According to Rush Limbaugh (citing Lexis-Nexis), the phrase was devised on September 4, 2008, by a Washington Post blogger. As of this writing, 10 days later, Google lists 13,300 hits for the phrase. Most seem to be from the left-wing echo chambers of the Internet, where Daily Kosites, Huffingtonistas, and Obamists have separated virtual shoulders, giving each other electronic high-fives for their wit. But not all are e-cranks: no less a journalistic paragon than Tom Brokaw hit Rudy Giuliani with the phrase on the September 14 Meet the Press. And even some high-ranking Democrats have jumped on the bandwagon, most notably former Gore campaign chair and current DNC member Donna Brazile and Tennessee Democratic Congressman Steve Cohen. Brazile repeated the line on CNN last week, while Representative Cohen dredged it up on the House floor.

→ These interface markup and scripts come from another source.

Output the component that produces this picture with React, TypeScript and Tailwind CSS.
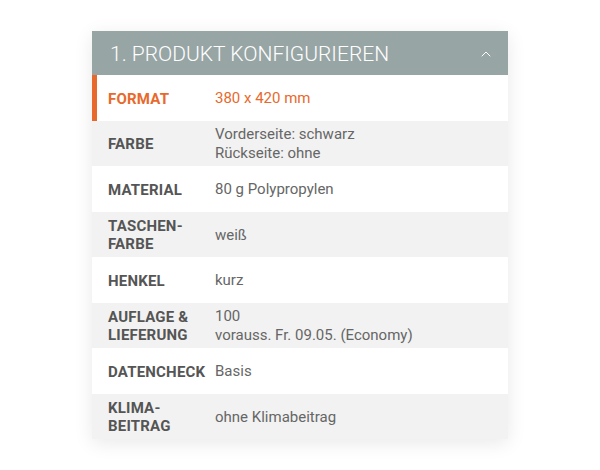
import { ChevronUp } from 'lucide-react';

type Row = { label: string[]; value: string[]; active?: boolean };

const rows: Row[] = [
	{ label: ['FORMAT'], value: ['380 x 420 mm'], active: true },
	{ label: ['FARBE'], value: ['Vorderseite: schwarz', 'Rückseite: ohne'] },
	{ label: ['MATERIAL'], value: ['80 g Polypropylen'] },
	{ label: ['TASCHEN-', 'FARBE'], value: ['weiß'] },
	{ label: ['HENKEL'], value: ['kurz'] },
	{ label: ['AUFLAGE &', 'LIEFERUNG'], value: ['100', 'vorauss. Fr. 09.05. (Economy)'] },
	{ label: ['DATENCHECK'], value: ['Basis'] },
	{ label: ['KLIMA-', 'BEITRAG'], value: ['ohne Klimabeitrag'] },
];

const App = () => {
	return (
		<main
			className="min-h-screen w-full bg-white pt-[31px] pl-[92px]"
			style={{ fontFamily: 'Roboto, "Liberation Sans", sans-serif' }}
		>
			<section className="w-[416px] shadow-[0_4px_18px_rgba(0,0,0,0.09)]">
				<header className="h-[44px] bg-[#98a5a5] flex items-center justify-between pl-[18px] pr-[14px] pt-[3px]">
					<h1 className="text-[21px] font-light text-white">1. PRODUKT KONFIGURIEREN</h1>
					<ChevronUp className="w-4 h-4 text-white -mt-[2px]" strokeWidth={1.5} />
				</header>
				{rows.map((row, i) => (
					<div
						key={i}
						className={
							'h-[45.5px] flex items-center pt-[2px] text-[15px] ' +
							(i % 2 === 0 ? 'bg-white ' : 'bg-[#f2f2f2] ') +
							(row.active ? 'border-l-[5px] border-[#e8692c] pl-[11px] text-[#e8692c]' : 'pl-4')
						}
					>
						<div className={'w-[107px] font-bold leading-[18px] tracking-[0.2px] ' + (row.active ? '' : 'text-[#555555]')}>
							{row.label.map((l) => (
								<div key={l}>{l}</div>
							))}
						</div>
						<div className={'leading-[19px] ' + (row.active ? '' : 'text-[#666666]')}>
							{row.value.map((v) => (
								<div key={v}>{v}</div>
							))}
						</div>
					</div>
				))}
			</section>
		</main>
	);
};

export default App;
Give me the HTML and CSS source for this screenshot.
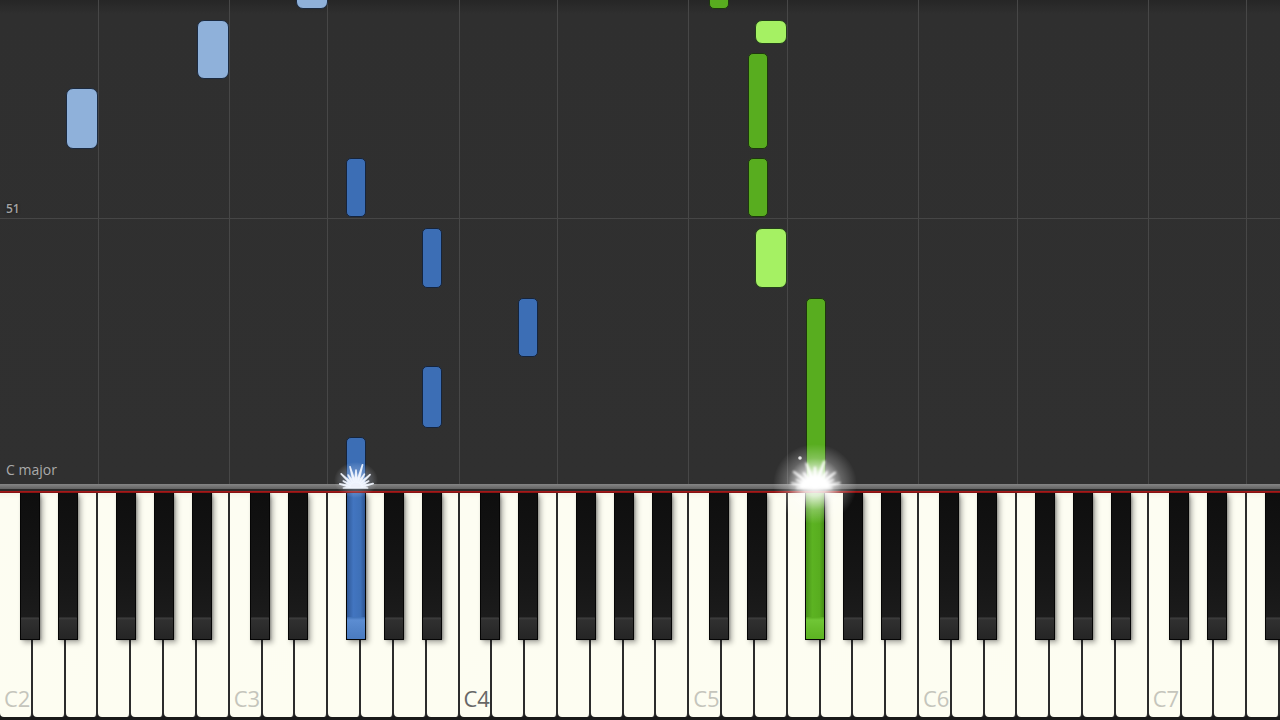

The phrase was intended to counteract the anti-Obama jab by GOP vice-presidential candidate Governor Sarah Palin that even a small-town mayor -- her job before becoming Alaska's chief executive -- has more responsibility than a community organizer, Obama's self-described seminal experience. Palin was in turn responding to Democrat belittling of her as the "former mayor of a town of 9,000 people." (Of course, they can't exactly call her "the governor of a state as large in land area as all the blue states of 2004 combined.")
This Democrat trope is qualitatively different than the preceding merely political barbs, however. By invoking the founder of the world's largest religion -- considered not merely human but divine by orthodox Christians for two millennia -- as well as the Roman official who sentenced him to death, the Democrats are not just raising the insult bar but moving the rhetoric onto a field of battle that is supposed to be off limits.
First, it constitutes the religious left injecting religion into this campaign. It's an article of faith among the religious left and their secular media supporters that only the religious right ever contaminates the public square with religion, but that has been demonstrably wrong since at least the 1960s -- when the civil rights movement was led by black and white ministers. Only when conservative (usually Protestant) clergy got involved in politics in the 1970s and started invoking Jesus in support of causes like ending abortion did the media suddenly find something wrong with religious involvement in politics. Of course, the religious and secular left often cast what are to a large extent religious issues -- abortion and homosexality, to name but the most inflammatory -- as purely political or civil rights ones, and their willing accomplices in the media rarely, if ever, call them on it. The same holds true now.
If any prominent Republicans supporting McCain had said that "Jesus was a torture victim; Caiaphas was a law professor," they would have been drawn and quartered by the media. But I've yet to see criticism of Brazile or Cohen for injecting the views of the religious left into the 2008 presidential campaign. (For you Democrats who, like Howard Dean, still think Job is in the New Testament -- Caiaphas was the high priest on the Sanhedrin, the Jewish ruling council that interacted with the Roman authorities in Jesus' time.)
Second, it's ahistorical to say that "Jesus was a community organizer." According to Wikipedia, community organizing "is a process by which people living in close proximity to each other are brought together to act in their common self-interest. Community organizers act as ... coordinators of programs for different agencies. ... Community organizers work actively, as do ... social workers, in community councils of social agencies and in community-action groups." What's striking about that definition -- besides its poor grammar and redundancy -- is how very little it has to do with Jesus' life and ministry.